Federal judges didn’t often spontaneously reach out to the school.

“When Judge Campbell explained that he wanted to expand our student’s knowledge of the Constitution and our judicial system I was totally overwhelmed,” Oldham said recently. “I wanted to be sure he was aware that our classes were very small by most school standards. … Also that a good number of our students had secondary physical or learning challenges. That did not change his commitment in the least.”  

Campbell was happy to meet the students, explain his job and wax poetic about democracy, spending hours meeting with multiple groups of students.

“And the rest, as they say in the social studies business, was history,” Oldham said.  “Thank you, Judge Campbell, for reaching out to some special kids and sharing your time and knowledge.”

Outside of the courtroom, Campbell proudly presided over naturalization ceremonies whenever possible, remembers Cooper's chief of staff, and Campbell family friend, Lisa Quigley.
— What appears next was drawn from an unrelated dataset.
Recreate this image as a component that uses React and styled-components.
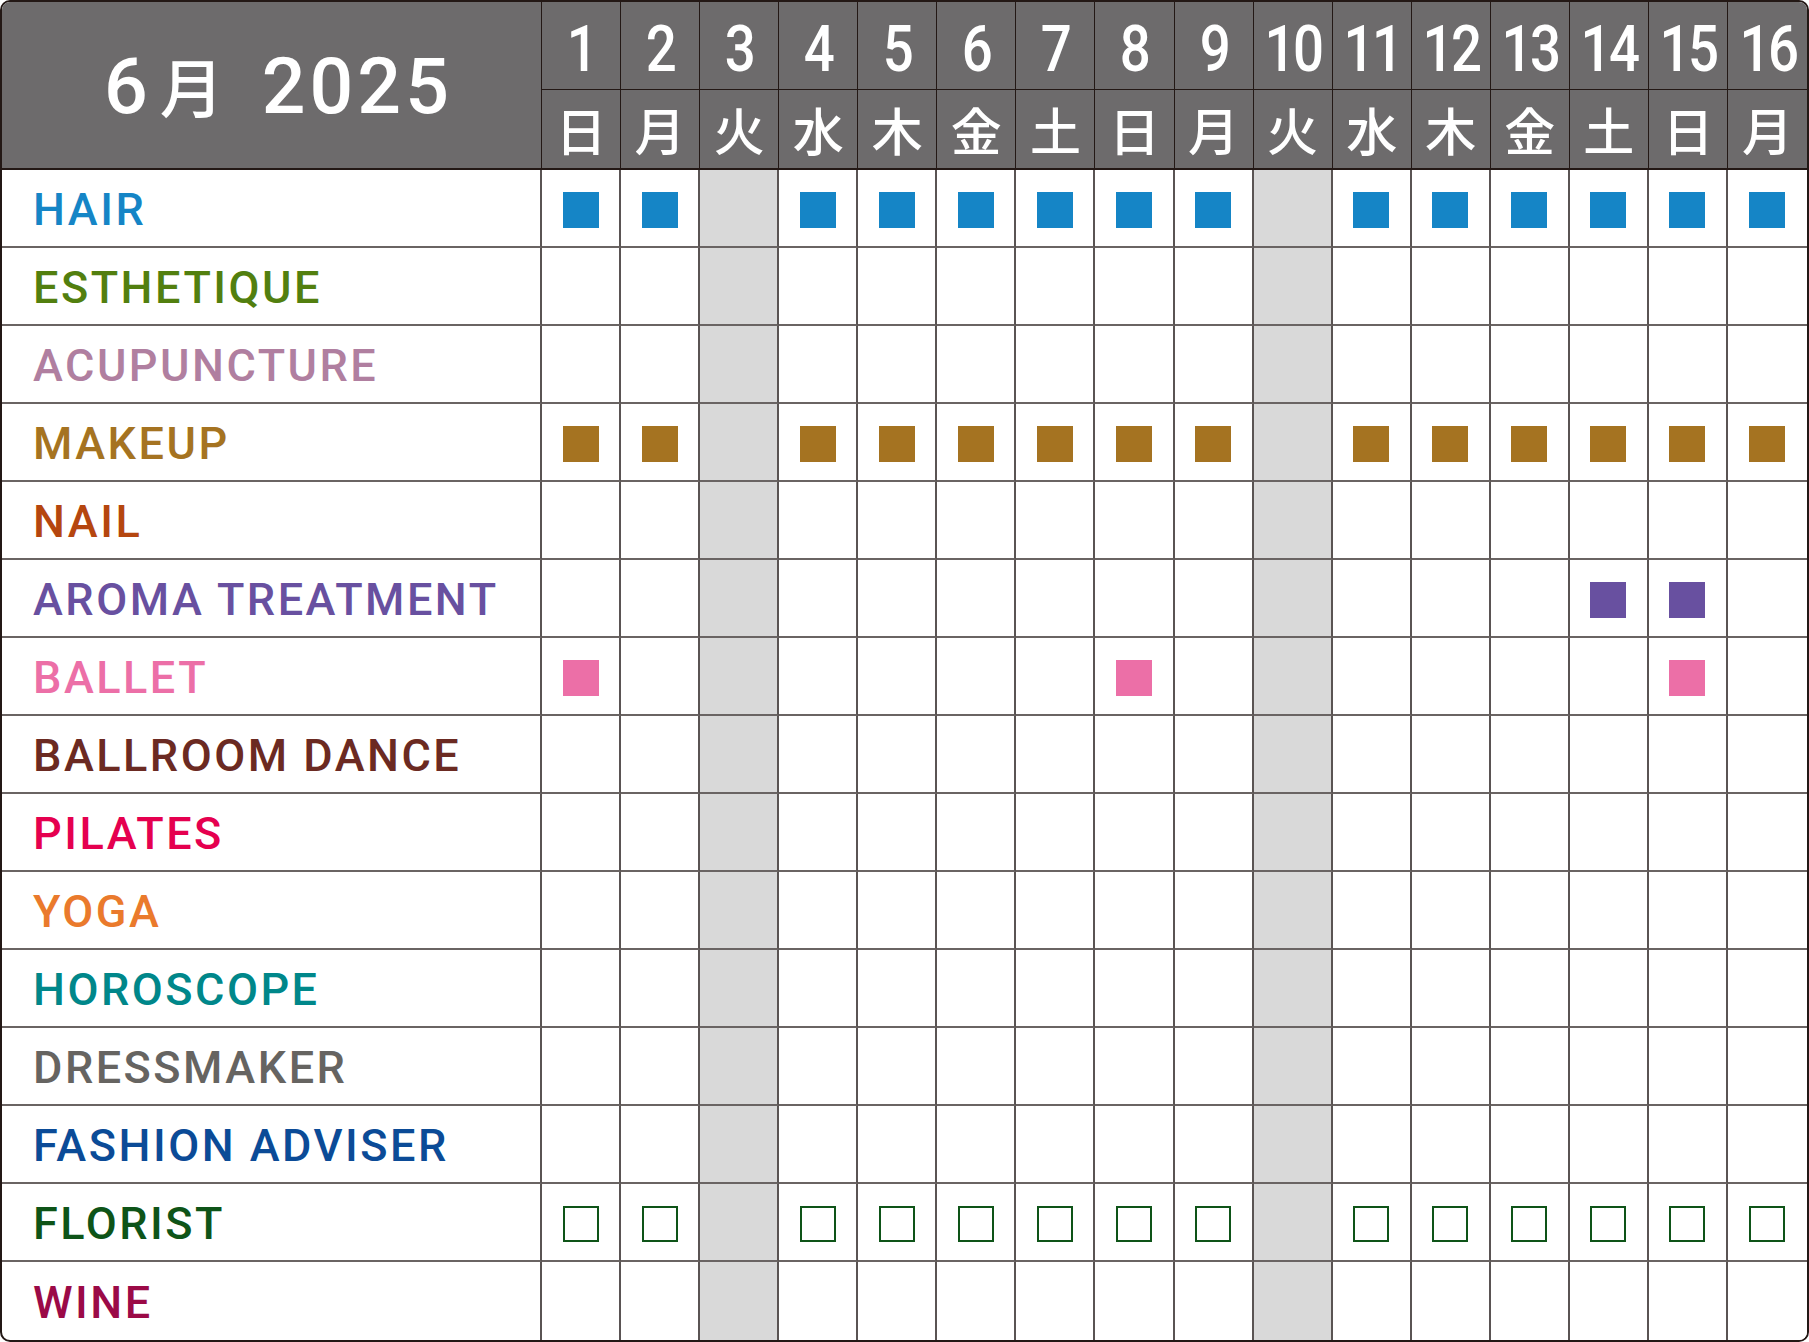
import React from "react";
import styled, { createGlobalStyle } from "styled-components";

const GlobalStyle = createGlobalStyle`
  html, body {
    margin: 0;
    padding: 0;
    background: #ffffff;
  }
  body {
    font-family: Roboto, "Noto Sans CJK JP", sans-serif;
  }
`;

const HEADER_BG = "#6d6b6c";
const DARK = "#231815";

const Board = styled.div`
  width: 1809px;
  height: 1342px;
  box-sizing: border-box;
  border: 2px solid ${DARK};
  border-radius: 10px;
  overflow: hidden;
  display: grid;
  grid-template-columns: 540px repeat(16, 1fr);
  grid-template-rows: 88px 80px repeat(15, 78px);
  background: #ffffff;
`;

const TitleCell = styled.div`
  grid-row: span 2;
  background: ${HEADER_BG};
  border-right: 1px solid ${DARK};
  border-bottom: 2px solid ${DARK};
  display: flex;
  align-items: center;
  justify-content: center;
  color: #ffffff;
  font-family: Roboto, "Noto Sans CJK JP", sans-serif;
  font-weight: 500;
  font-size: 77px;
  letter-spacing: 4px;
  padding-top: 4px;
  padding-left: 14px;
  box-sizing: border-box;
`;

const Kanji = styled.span`
  font-family: "Noto Sans CJK JP", sans-serif;
  font-size: 64px;
  font-weight: 500;
  letter-spacing: 0;
  margin: 0 38px 0 8px;
  position: relative;
  top: -3px;
`;

const HeadCell = styled.div`
  background: ${HEADER_BG};
  border-right: ${(p) => (p.$last ? "none" : `1px solid ${DARK}`)};
  border-bottom: ${(p) => (p.$week ? `2px solid ${DARK}` : `1px solid ${DARK}`)};
  display: flex;
  align-items: center;
  justify-content: center;
  color: #ffffff;
  box-sizing: border-box;
  overflow: hidden;
`;

const DateNum = styled.span`
  display: inline-block;
  font-family: Roboto, sans-serif;
  font-weight: 500;
  font-size: 65px;
  line-height: 1;
  letter-spacing: -3px;
  transform: scaleX(0.84);
  margin-top: 8px;
`;

const WeekChar = styled.span`
  font-family: "Noto Sans CJK JP", sans-serif;
  font-weight: 500;
  font-size: 51px;
  line-height: 1;
`;

const LabelCell = styled.div`
  border-right: 2px solid #5a5453;
  border-bottom: ${(p) => (p.$lastRow ? "none" : "2px solid #6a6463")};
  display: flex;
  align-items: center;
  padding-left: 31px;
  padding-top: 3px;
  box-sizing: border-box;
  color: ${(p) => p.$color};
  font-family: Roboto, sans-serif;
  font-weight: 500;
  font-size: 45px;
  letter-spacing: 2.5px;
  white-space: nowrap;
`;

const DayCell = styled.div`
  background: ${(p) => (p.$off ? "#d9d9d9" : "#ffffff")};
  border-right: ${(p) => (p.$last ? "none" : "2px solid #5a5453")};
  border-bottom: ${(p) => (p.$lastRow ? "none" : "2px solid #6a6463")};
  display: flex;
  align-items: center;
  justify-content: center;
  box-sizing: border-box;
`;

const Mark = styled.div`
  width: 36px;
  height: 36px;
  margin-top: 4px;
  box-sizing: border-box;
  background: ${(p) => (p.$outline ? "transparent" : p.$color)};
  border: ${(p) => (p.$outline ? `2px solid ${p.$color}` : "none")};
`;

const days = [
  [1, "日"], [2, "月"], [3, "火"], [4, "水"], [5, "木"], [6, "金"], [7, "土"], [8, "日"],
  [9, "月"], [10, "火"], [11, "水"], [12, "木"], [13, "金"], [14, "土"], [15, "日"], [16, "月"],
];
const offDays = [3, 10];
const working = days.map(([d]) => d).filter((d) => !offDays.includes(d));

const rows = [
  { label: "HAIR", color: "#1585c6", marks: working },
  { label: "ESTHETIQUE", color: "#527f0f", marks: [] },
  { label: "ACUPUNCTURE", color: "#b07fa0", marks: [] },
  { label: "MAKEUP", color: "#a57321", marks: working },
  { label: "NAIL", color: "#b5460f", marks: [] },
  { label: "AROMA TREATMENT", color: "#6850a0", marks: [14, 15] },
  { label: "BALLET", color: "#ec6fa7", marks: [1, 8, 15] },
  { label: "BALLROOM DANCE", color: "#6b2a22", marks: [] },
  { label: "PILATES", color: "#e5004f", marks: [] },
  { label: "YOGA", color: "#ea7a2c", marks: [] },
  { label: "HOROSCOPE", color: "#00878a", marks: [] },
  { label: "DRESSMAKER", color: "#666461", marks: [] },
  { label: "FASHION ADVISER", color: "#0b4b97", marks: [] },
  { label: "FLORIST", color: "#0e5418", marks: working, outline: true },
  { label: "WINE", color: "#9b0a47", marks: [] },
];

export default function App() {
  return (
    <>
      <GlobalStyle />
      <Board>
        <TitleCell>
          6<Kanji>月</Kanji>2025
        </TitleCell>
        {days.map(([d], i) => (
          <HeadCell key={`d${d}`} $last={i === days.length - 1}>
            <DateNum>{d}</DateNum>
          </HeadCell>
        ))}
        {days.map(([d, w], i) => (
          <HeadCell key={`w${d}`} $week $last={i === days.length - 1}>
            <WeekChar>{w}</WeekChar>
          </HeadCell>
        ))}
        {rows.map((row, ri) => {
          const lastRow = ri === rows.length - 1;
          return (
            <React.Fragment key={row.label}>
              <LabelCell $color={row.color} $lastRow={lastRow}>
                {row.label}
              </LabelCell>
              {days.map(([d], i) => (
                <DayCell
                  key={d}
                  $off={offDays.includes(d)}
                  $last={i === days.length - 1}
                  $lastRow={lastRow}
                >
                  {row.marks.includes(d) && (
                    <Mark $color={row.color} $outline={row.outline} />
                  )}
                </DayCell>
              ))}
            </React.Fragment>
          );
        })}
      </Board>
    </>
  );
}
In those moments, Campbell would share his own family's immigration story, she said. 

"In the telling of that story at naturalization ceremonies, with slides of family photographs and humorous detail of his own family’s immigrant story, his personal arc and life journey narrowed the gap between the powerful man in the black robe and the newly-minted citizens — mostly people of color— sitting before him," she wrote. 

"He said, 'We are now the same, with the same rights and responsibilities of citizenship,' and he meant it. And our proud newest citizens always adjusted themselves a little, suddenly sitting just a bit taller in their seats."